Grünewald’s Crucifixion was opened on feasts celebrating the Virgin Mary to reveal the panels and wings beneath. The middle section of the polyptych reveal a left wing and central panel which tell the story of Mary. The wing depicts the Annunciation, when the Virgin is informed that she will bear God’s Son. The panel follows that up with a symphony of angels celebrating the birth of Jesus, swaddled in Mary’s arms. At right, Jesus peaces out of the tomb to bring salvation to the world o’er.
If they were really lucky, pilgrims and those suffering ergotism might see this middle panel opened view the final scene. The final center panel is adorned with sculptures by Nicalus. Saint Anthony sits in glory at the sculpture’s center, flanked on either side by small figures providing offerings. Saint Augustine and Saint Jerome are on the left and right, respectively. These were two of the four widely recognized great theologians of the early church. Beneath the central sculptures are depictions of Christ and the Twelve Apostles imbuing the altarpiece with great spiritual authority. The final left and right panels are both by Grünewald. The left shows a meeting between Saint Anthony and the ascetic Saint Paul the Hermit. At their feet, since they’re so wise and all, grow herbs used in saint vinage. At right, Saint Anthony is tempted to disavow God by a host of Hieronymus Bosch-inspired monsters tearing him limb from limb. One of the monsters lazes about the bottom left corner of the wing, exposing a distended belly and bare arms and legs covered in lesions which mimic gangrenous ergotism. It is possible the lazy demon was used as a kind of diagnostic tool by novice or uncertain monks trying to aid new patients.
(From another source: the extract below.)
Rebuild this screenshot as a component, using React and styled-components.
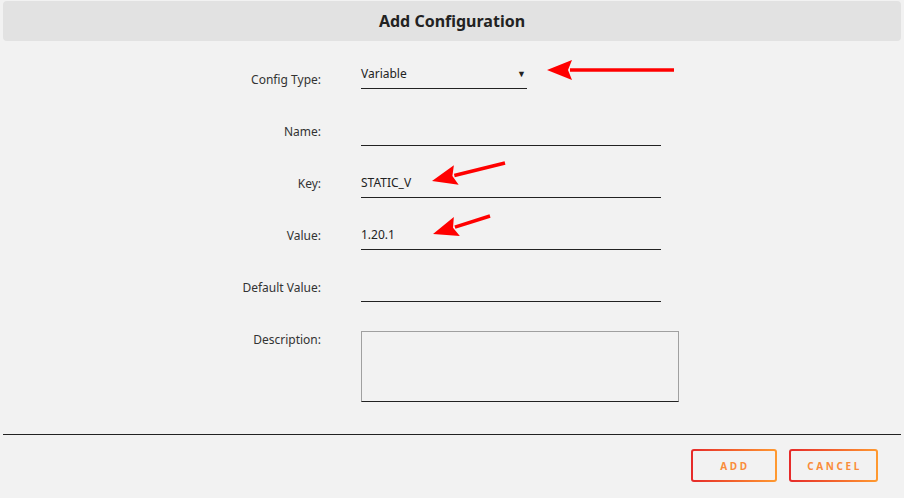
import React from "react";
import styled, { createGlobalStyle } from "styled-components";

const GlobalStyle = createGlobalStyle`
  html, body {
    margin: 0;
    background: #f2f2f2;
    font-family: "Noto Sans", "Open Sans", sans-serif;
    color: #222;
  }
`;

const Page = styled.div`
  position: relative;
  width: 904px;
  height: 498px;
  padding: 1px 3px 0;
  box-sizing: border-box;
`;

const Header = styled.header`
  height: 40px;
  background: #e2e2e2;
  border-radius: 4px;
  display: flex;
  align-items: center;
  justify-content: center;
  h1 {
    margin: 0;
    font-size: 16px;
    font-weight: 700;
    color: #222;
  }
`;

const Form = styled.form`
  display: grid;
  grid-template-columns: 318px 1fr;
  column-gap: 40px;
  row-gap: 22px;
  padding-top: 18px;
  align-items: end;
`;

const Label = styled.label`
  font-size: 12px;
  text-align: right;
  color: #333;
  line-height: 28px;
  align-self: ${(p) => (p.top ? "start" : "end")};
  padding-bottom: ${(p) => (p.top ? "0" : "0")};
  margin-top: ${(p) => (p.top ? "2px" : "0")};
`;

const Field = styled.div`
  width: ${(p) => p.width || 300}px;
  height: 30px;
  box-sizing: border-box;
  border-bottom: 1px solid #222;
  display: flex;
  align-items: center;
  justify-content: space-between;
  font-size: 12px;
  color: #222;
  margin-bottom: ${(p) => p.mb || 0}px;
`;

const Caret = styled.span`
  font-size: 9px;
  margin-right: 1px;
`;

const TextArea = styled.div`
  width: 318px;
  height: 71px;
  margin-top: 7px;
  box-sizing: border-box;
  border: 1px solid #a0a0a0;
  border-bottom-color: #222;
`;

const Divider = styled.hr`
  margin: 32px 0 0;
  border: none;
  border-top: 1px solid #222;
`;

const Actions = styled.div`
  display: flex;
  justify-content: flex-end;
  gap: 12px;
  padding: 14px 23px 0 0;
`;

const Button = styled.button`
  width: ${(p) => p.width}px;
  height: 33px;
  border: 2px solid transparent;
  border-radius: 3px;
  background: linear-gradient(#f2f2f2, #f2f2f2) padding-box,
    linear-gradient(to right, #e62a2a, #ff9a30) border-box;
  color: #f98c3a;
  font-family: "Noto Sans", sans-serif;
  font-size: 10px;
  font-weight: 700;
  letter-spacing: 2.6px;
  padding: 0 0 0 2px;
  cursor: pointer;
`;

const Arrows = styled.svg`
  position: absolute;
  left: 0;
  top: 0;
  pointer-events: none;
`;

function Arrow({ x1, y1, x2, y2 }) {
  const dx = x2 - x1;
  const dy = y2 - y1;
  const len = Math.hypot(dx, dy);
  const ux = dx / len;
  const uy = dy / len;
  const hl = 25;
  const hw = 10;
  const bx = x2 - ux * hl;
  const by = y2 - uy * hl;
  const px = -uy;
  const py = ux;
  return (
    <g fill="#ff0000" stroke="#ff0000">
      <line x1={x1} y1={y1} x2={bx + ux * 2} y2={by + uy * 2} strokeWidth="3.5" />
      <polygon
        stroke="none"
        points={`${x2},${y2} ${bx + px * hw},${by + py * hw} ${bx + ux * 4},${by + uy * 4} ${bx - px * hw},${by - py * hw}`}
      />
    </g>
  );
}

export default function App() {
  return (
    <Page>
      <GlobalStyle />
      <Header>
        <h1>Add Configuration</h1>
      </Header>
      <Form>
        <Label>Config Type:</Label>
        <Field width={166} mb={5}>
          <span>Variable</span>
          <Caret>▼</Caret>
        </Field>
        <Label>Name:</Label>
        <Field />
        <Label>Key:</Label>
        <Field>STATIC_V</Field>
        <Label>Value:</Label>
        <Field>1.20.1</Field>
        <Label>Default Value:</Label>
        <Field />
        <Label top>Description:</Label>
        <TextArea />
      </Form>
      <Divider />
      <Actions>
        <Button type="button" width={86}>ADD</Button>
        <Button type="button" width={89}>CANCEL</Button>
      </Actions>
      <Arrows width="904" height="498">
        <Arrow x1={674} y1={70} x2={547} y2={70} />
        <Arrow x1={505} y1={163} x2={432} y2={181} />
        <Arrow x1={490} y1={216} x2={433} y2={234} />
      </Arrows>
    </Page>
  );
}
The Isenheim Altarpiece has provided inspiration to numerous thinkers and canonized artists. The philosopher Elias Canetti once tried to stay in the Unterlinden beyond closing time, writing in a memoir that, “I wished for invisibility so that I might spend the night there.” The altarpiece played a significant role in goading composer Paul Hindemith to create his opera about Grünewald. Pablo Picasso even took inspiration, creating an entire series of pen-and-ink compositions that riffed on the Crucifixion.